Work to complete:
Each line below must be set down exactly; omit any image you find.

Collected material:
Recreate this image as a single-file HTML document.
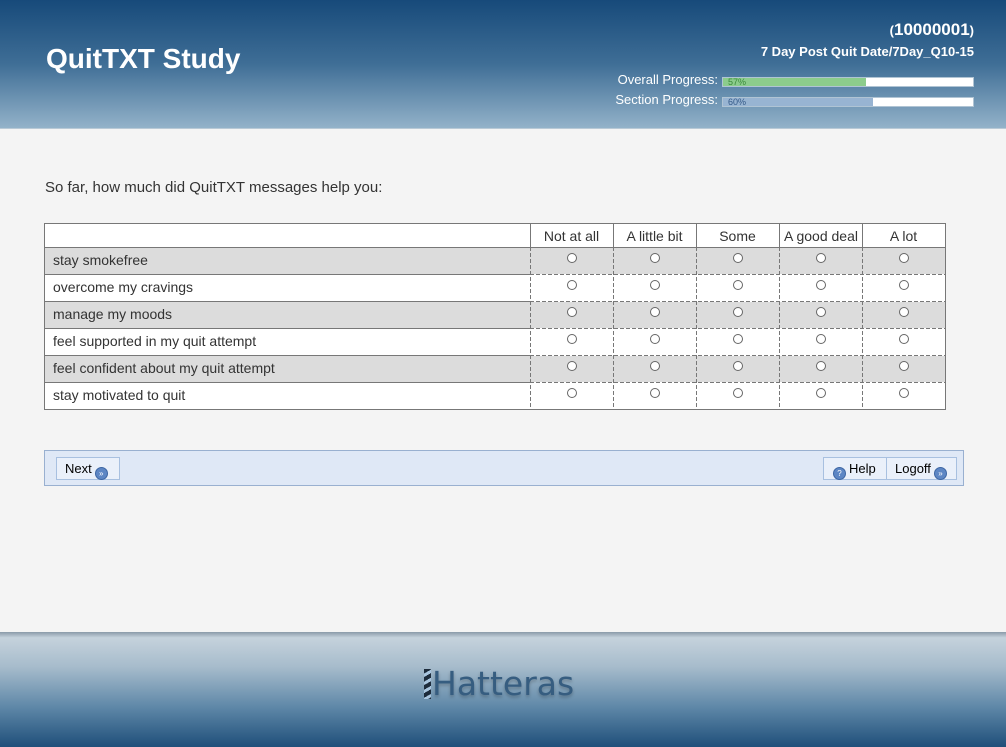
<!DOCTYPE html>
<html><head><meta charset="utf-8"><style>
*{margin:0;padding:0;box-sizing:border-box}
body{width:1006px;height:747px;position:relative;background:#f4f4f4;font-family:"Liberation Sans",Arial,sans-serif;overflow:hidden}
#hdr{position:absolute;left:0;top:0;width:1006px;height:129px;background:linear-gradient(#174a7a 0%,#3f6e96 50%,#93b2c9 100%);border-bottom:1px solid #b9c9d6}
#title{position:absolute;left:46px;top:43px;color:#fff;font-weight:bold;font-size:28px}
.r{position:absolute;right:32px;color:#fff;font-weight:bold;text-align:right}
.pl{position:absolute;color:#fff;font-size:13px;text-align:right;width:200px}
.bar{position:absolute;left:722px;width:252px;height:10px;background:#fff;border:1px solid #b0c4d4}
.bar div{height:100%;font-size:9px;line-height:9px;padding-left:5px}
#q{position:absolute;left:45px;top:179px;font-size:15px;color:#333}
.c{position:absolute;font-size:14px;color:#333}
#nav{position:absolute;left:44px;top:450px;width:920px;height:36px;background:#dfe8f6;border:1px solid #99b0d0}
.btn{position:absolute;top:6px;height:23px;border:1px solid #a8c0e0;background:#eaf0fa;font-size:13px;line-height:21px;color:#000;padding-left:8px;white-space:nowrap}
.ic{display:inline-block;width:13px;height:13px;border-radius:50%;background:#5d86c4;border:1px solid #3d66a4;vertical-align:-3px;color:#fff;font-size:8px;line-height:11px;text-align:center;margin-left:3px}
#ftr{position:absolute;left:0;top:632px;width:1006px;height:115px;background:linear-gradient(#8a9aa8 0%,#c5d2dc 5%,#a7bccc 30%,#5f88a8 65%,#1f4f7a 100%)}
#logo{position:absolute;left:424px;top:664px;font-size:33px;line-height:40px;color:#365d80;font-family:"DejaVu Sans",sans-serif;text-shadow:0 2px 3px rgba(0,0,0,.25)}
</style></head><body>
<div id="hdr">
<div id="title">QuitTXT Study</div>
<div class="r" style="top:20px;font-size:17px"><span style="font-size:13px">(</span>10000001<span style="font-size:13px">)</span></div>
<div class="r" style="top:44px;font-size:13px">7 Day Post Quit Date/7Day_Q10-15</div>
<div class="pl" style="left:518px;top:72px">Overall Progress:</div>
<div class="bar" style="top:77px"><div style="width:143px;background:#8ccc8c;color:#3a8a3a">57%</div></div>
<div class="pl" style="left:518px;top:92px">Section Progress:</div>
<div class="bar" style="top:97px"><div style="width:150px;background:#98b4d2;color:#355a88">60%</div></div>
</div>
<div id="q">So far, how much did QuitTXT messages help you:</div>
<svg style="position:absolute;left:0;top:0" width="1006" height="747">
<rect x="44.5" y="223.5" width="901" height="186" fill="#fff" stroke="#777"/>
<g fill="#dcdcdc"><rect x="45" y="248" width="900" height="26"/><rect x="45" y="302" width="900" height="26"/><rect x="45" y="356" width="900" height="26"/></g>
<line x1="44" y1="247.5" x2="945" y2="247.5" stroke="#777"/>
<g stroke="#777"><line x1="44" y1="274.5" x2="530" y2="274.5"/><line x1="44" y1="301.5" x2="530" y2="301.5"/><line x1="44" y1="328.5" x2="530" y2="328.5"/><line x1="44" y1="355.5" x2="530" y2="355.5"/><line x1="44" y1="382.5" x2="530" y2="382.5"/></g>
<g stroke="#777" stroke-dasharray="4,2"><line x1="530" y1="274.5" x2="945" y2="274.5"/><line x1="530" y1="301.5" x2="945" y2="301.5"/><line x1="530" y1="328.5" x2="945" y2="328.5"/><line x1="530" y1="355.5" x2="945" y2="355.5"/><line x1="530" y1="382.5" x2="945" y2="382.5"/>
<line x1="530.5" y1="247" x2="530.5" y2="409"/><line x1="613.5" y1="247" x2="613.5" y2="409"/><line x1="696.5" y1="247" x2="696.5" y2="409"/><line x1="779.5" y1="247" x2="779.5" y2="409"/><line x1="862.5" y1="247" x2="862.5" y2="409"/></g>
<g stroke="#777"><line x1="530.5" y1="223" x2="530.5" y2="247"/><line x1="613.5" y1="223" x2="613.5" y2="247"/><line x1="696.5" y1="223" x2="696.5" y2="247"/><line x1="779.5" y1="223" x2="779.5" y2="247"/><line x1="862.5" y1="223" x2="862.5" y2="247"/></g>
<g fill="#fff" stroke="#666">
<circle cx="572" cy="258" r="4.5"/><circle cx="655" cy="258" r="4.5"/><circle cx="738" cy="258" r="4.5"/><circle cx="821" cy="258" r="4.5"/><circle cx="904" cy="258" r="4.5"/>
<circle cx="572" cy="285" r="4.5"/><circle cx="655" cy="285" r="4.5"/><circle cx="738" cy="285" r="4.5"/><circle cx="821" cy="285" r="4.5"/><circle cx="904" cy="285" r="4.5"/>
<circle cx="572" cy="312" r="4.5"/><circle cx="655" cy="312" r="4.5"/><circle cx="738" cy="312" r="4.5"/><circle cx="821" cy="312" r="4.5"/><circle cx="904" cy="312" r="4.5"/>
<circle cx="572" cy="339" r="4.5"/><circle cx="655" cy="339" r="4.5"/><circle cx="738" cy="339" r="4.5"/><circle cx="821" cy="339" r="4.5"/><circle cx="904" cy="339" r="4.5"/>
<circle cx="572" cy="366" r="4.5"/><circle cx="655" cy="366" r="4.5"/><circle cx="738" cy="366" r="4.5"/><circle cx="821" cy="366" r="4.5"/><circle cx="904" cy="366" r="4.5"/>
<circle cx="572" cy="393" r="4.5"/><circle cx="655" cy="393" r="4.5"/><circle cx="738" cy="393" r="4.5"/><circle cx="821" cy="393" r="4.5"/><circle cx="904" cy="393" r="4.5"/>
</g>
</svg>
<div class="c" style="left:530px;width:83px;text-align:center;top:228px">Not at all</div>
<div class="c" style="left:613px;width:83px;text-align:center;top:228px">A little bit</div>
<div class="c" style="left:696px;width:83px;text-align:center;top:228px">Some</div>
<div class="c" style="left:779px;width:84px;text-align:center;top:228px">A good deal</div>
<div class="c" style="left:862px;width:83px;text-align:center;top:228px">A lot</div>
<div class="c" style="left:53px;top:252px">stay smokefree</div>
<div class="c" style="left:53px;top:279px">overcome my cravings</div>
<div class="c" style="left:53px;top:306px">manage my moods</div>
<div class="c" style="left:53px;top:333px">feel supported in my quit attempt</div>
<div class="c" style="left:53px;top:360px">feel confident about my quit attempt</div>
<div class="c" style="left:53px;top:387px">stay motivated to quit</div>
<div id="nav">
<div class="btn" style="left:11px;width:64px">Next<span class="ic">»</span></div>
<div class="btn" style="left:778px;width:64px;padding-left:9px"><span class="ic" style="margin:0 3px 0 0">?</span>Help</div>
<div class="btn" style="left:841px;width:71px">Logoff<span class="ic">»</span></div>
</div>
<div id="ftr"></div>
<div id="logo"><span style="display:inline-block;width:7px;height:30px;background:repeating-linear-gradient(150deg,#1d2c3c 0 4px,#a9c6e0 4px 7px);vertical-align:-4px;margin-right:1px"></span>Hatteras</div>
</body></html>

Exercise output:
Recreate this image as a single-file HTML document.
<!DOCTYPE html>
<html><head><meta charset="utf-8"><style>
*{margin:0;padding:0;box-sizing:border-box}
body{width:1006px;height:747px;position:relative;background:#f4f4f4;font-family:"Liberation Sans",Arial,sans-serif;overflow:hidden}
#hdr{position:absolute;left:0;top:0;width:1006px;height:129px;background:linear-gradient(#174a7a 0%,#3f6e96 50%,#93b2c9 100%);border-bottom:1px solid #b9c9d6}
#title{position:absolute;left:46px;top:43px;color:#fff;font-weight:bold;font-size:28px}
.r{position:absolute;right:32px;color:#fff;font-weight:bold;text-align:right}
.pl{position:absolute;color:#fff;font-size:13px;text-align:right;width:200px}
.bar{position:absolute;left:722px;width:252px;height:10px;background:#fff;border:1px solid #b0c4d4}
.bar div{height:100%;font-size:9px;line-height:9px;padding-left:5px}
#q{position:absolute;left:45px;top:179px;font-size:15px;color:#333}
.c{position:absolute;font-size:14px;color:#333}
#nav{position:absolute;left:44px;top:450px;width:920px;height:36px;background:#dfe8f6;border:1px solid #99b0d0}
.btn{position:absolute;top:6px;height:23px;border:1px solid #a8c0e0;background:#eaf0fa;font-size:13px;line-height:21px;color:#000;padding-left:8px;white-space:nowrap}
.ic{display:inline-block;width:13px;height:13px;border-radius:50%;background:#5d86c4;border:1px solid #3d66a4;vertical-align:-3px;color:#fff;font-size:8px;line-height:11px;text-align:center;margin-left:3px}
#ftr{position:absolute;left:0;top:632px;width:1006px;height:115px;background:linear-gradient(#8a9aa8 0%,#c5d2dc 5%,#a7bccc 30%,#5f88a8 65%,#1f4f7a 100%)}
#logo{position:absolute;left:424px;top:664px;font-size:33px;line-height:40px;color:#365d80;font-family:"DejaVu Sans",sans-serif;text-shadow:0 2px 3px rgba(0,0,0,.25)}
</style></head><body>
<div id="hdr">
<div id="title">QuitTXT Study</div>
<div class="r" style="top:20px;font-size:17px"><span style="font-size:13px">(</span>10000001<span style="font-size:13px">)</span></div>
<div class="r" style="top:44px;font-size:13px">7 Day Post Quit Date/7Day_Q10-15</div>
<div class="pl" style="left:518px;top:72px">Overall Progress:</div>
<div class="bar" style="top:77px"><div style="width:143px;background:#8ccc8c;color:#3a8a3a">57%</div></div>
<div class="pl" style="left:518px;top:92px">Section Progress:</div>
<div class="bar" style="top:97px"><div style="width:150px;background:#98b4d2;color:#355a88">60%</div></div>
</div>
<div id="q">So far, how much did QuitTXT messages help you:</div>
<svg style="position:absolute;left:0;top:0" width="1006" height="747">
<rect x="44.5" y="223.5" width="901" height="186" fill="#fff" stroke="#777"/>
<g fill="#dcdcdc"><rect x="45" y="248" width="900" height="26"/><rect x="45" y="302" width="900" height="26"/><rect x="45" y="356" width="900" height="26"/></g>
<line x1="44" y1="247.5" x2="945" y2="247.5" stroke="#777"/>
<g stroke="#777"><line x1="44" y1="274.5" x2="530" y2="274.5"/><line x1="44" y1="301.5" x2="530" y2="301.5"/><line x1="44" y1="328.5" x2="530" y2="328.5"/><line x1="44" y1="355.5" x2="530" y2="355.5"/><line x1="44" y1="382.5" x2="530" y2="382.5"/></g>
<g stroke="#777" stroke-dasharray="4,2"><line x1="530" y1="274.5" x2="945" y2="274.5"/><line x1="530" y1="301.5" x2="945" y2="301.5"/><line x1="530" y1="328.5" x2="945" y2="328.5"/><line x1="530" y1="355.5" x2="945" y2="355.5"/><line x1="530" y1="382.5" x2="945" y2="382.5"/>
<line x1="530.5" y1="247" x2="530.5" y2="409"/><line x1="613.5" y1="247" x2="613.5" y2="409"/><line x1="696.5" y1="247" x2="696.5" y2="409"/><line x1="779.5" y1="247" x2="779.5" y2="409"/><line x1="862.5" y1="247" x2="862.5" y2="409"/></g>
<g stroke="#777"><line x1="530.5" y1="223" x2="530.5" y2="247"/><line x1="613.5" y1="223" x2="613.5" y2="247"/><line x1="696.5" y1="223" x2="696.5" y2="247"/><line x1="779.5" y1="223" x2="779.5" y2="247"/><line x1="862.5" y1="223" x2="862.5" y2="247"/></g>
<g fill="#fff" stroke="#666">
<circle cx="572" cy="258" r="4.5"/><circle cx="655" cy="258" r="4.5"/><circle cx="738" cy="258" r="4.5"/><circle cx="821" cy="258" r="4.5"/><circle cx="904" cy="258" r="4.5"/>
<circle cx="572" cy="285" r="4.5"/><circle cx="655" cy="285" r="4.5"/><circle cx="738" cy="285" r="4.5"/><circle cx="821" cy="285" r="4.5"/><circle cx="904" cy="285" r="4.5"/>
<circle cx="572" cy="312" r="4.5"/><circle cx="655" cy="312" r="4.5"/><circle cx="738" cy="312" r="4.5"/><circle cx="821" cy="312" r="4.5"/><circle cx="904" cy="312" r="4.5"/>
<circle cx="572" cy="339" r="4.5"/><circle cx="655" cy="339" r="4.5"/><circle cx="738" cy="339" r="4.5"/><circle cx="821" cy="339" r="4.5"/><circle cx="904" cy="339" r="4.5"/>
<circle cx="572" cy="366" r="4.5"/><circle cx="655" cy="366" r="4.5"/><circle cx="738" cy="366" r="4.5"/><circle cx="821" cy="366" r="4.5"/><circle cx="904" cy="366" r="4.5"/>
<circle cx="572" cy="393" r="4.5"/><circle cx="655" cy="393" r="4.5"/><circle cx="738" cy="393" r="4.5"/><circle cx="821" cy="393" r="4.5"/><circle cx="904" cy="393" r="4.5"/>
</g>
</svg>
<div class="c" style="left:530px;width:83px;text-align:center;top:228px">Not at all</div>
<div class="c" style="left:613px;width:83px;text-align:center;top:228px">A little bit</div>
<div class="c" style="left:696px;width:83px;text-align:center;top:228px">Some</div>
<div class="c" style="left:779px;width:84px;text-align:center;top:228px">A good deal</div>
<div class="c" style="left:862px;width:83px;text-align:center;top:228px">A lot</div>
<div class="c" style="left:53px;top:252px">stay smokefree</div>
<div class="c" style="left:53px;top:279px">overcome my cravings</div>
<div class="c" style="left:53px;top:306px">manage my moods</div>
<div class="c" style="left:53px;top:333px">feel supported in my quit attempt</div>
<div class="c" style="left:53px;top:360px">feel confident about my quit attempt</div>
<div class="c" style="left:53px;top:387px">stay motivated to quit</div>
<div id="nav">
<div class="btn" style="left:11px;width:64px">Next<span class="ic">»</span></div>
<div class="btn" style="left:778px;width:64px;padding-left:9px"><span class="ic" style="margin:0 3px 0 0">?</span>Help</div>
<div class="btn" style="left:841px;width:71px">Logoff<span class="ic">»</span></div>
</div>
<div id="ftr"></div>
<div id="logo"><span style="display:inline-block;width:7px;height:30px;background:repeating-linear-gradient(150deg,#1d2c3c 0 4px,#a9c6e0 4px 7px);vertical-align:-4px;margin-right:1px"></span>Hatteras</div>
</body></html>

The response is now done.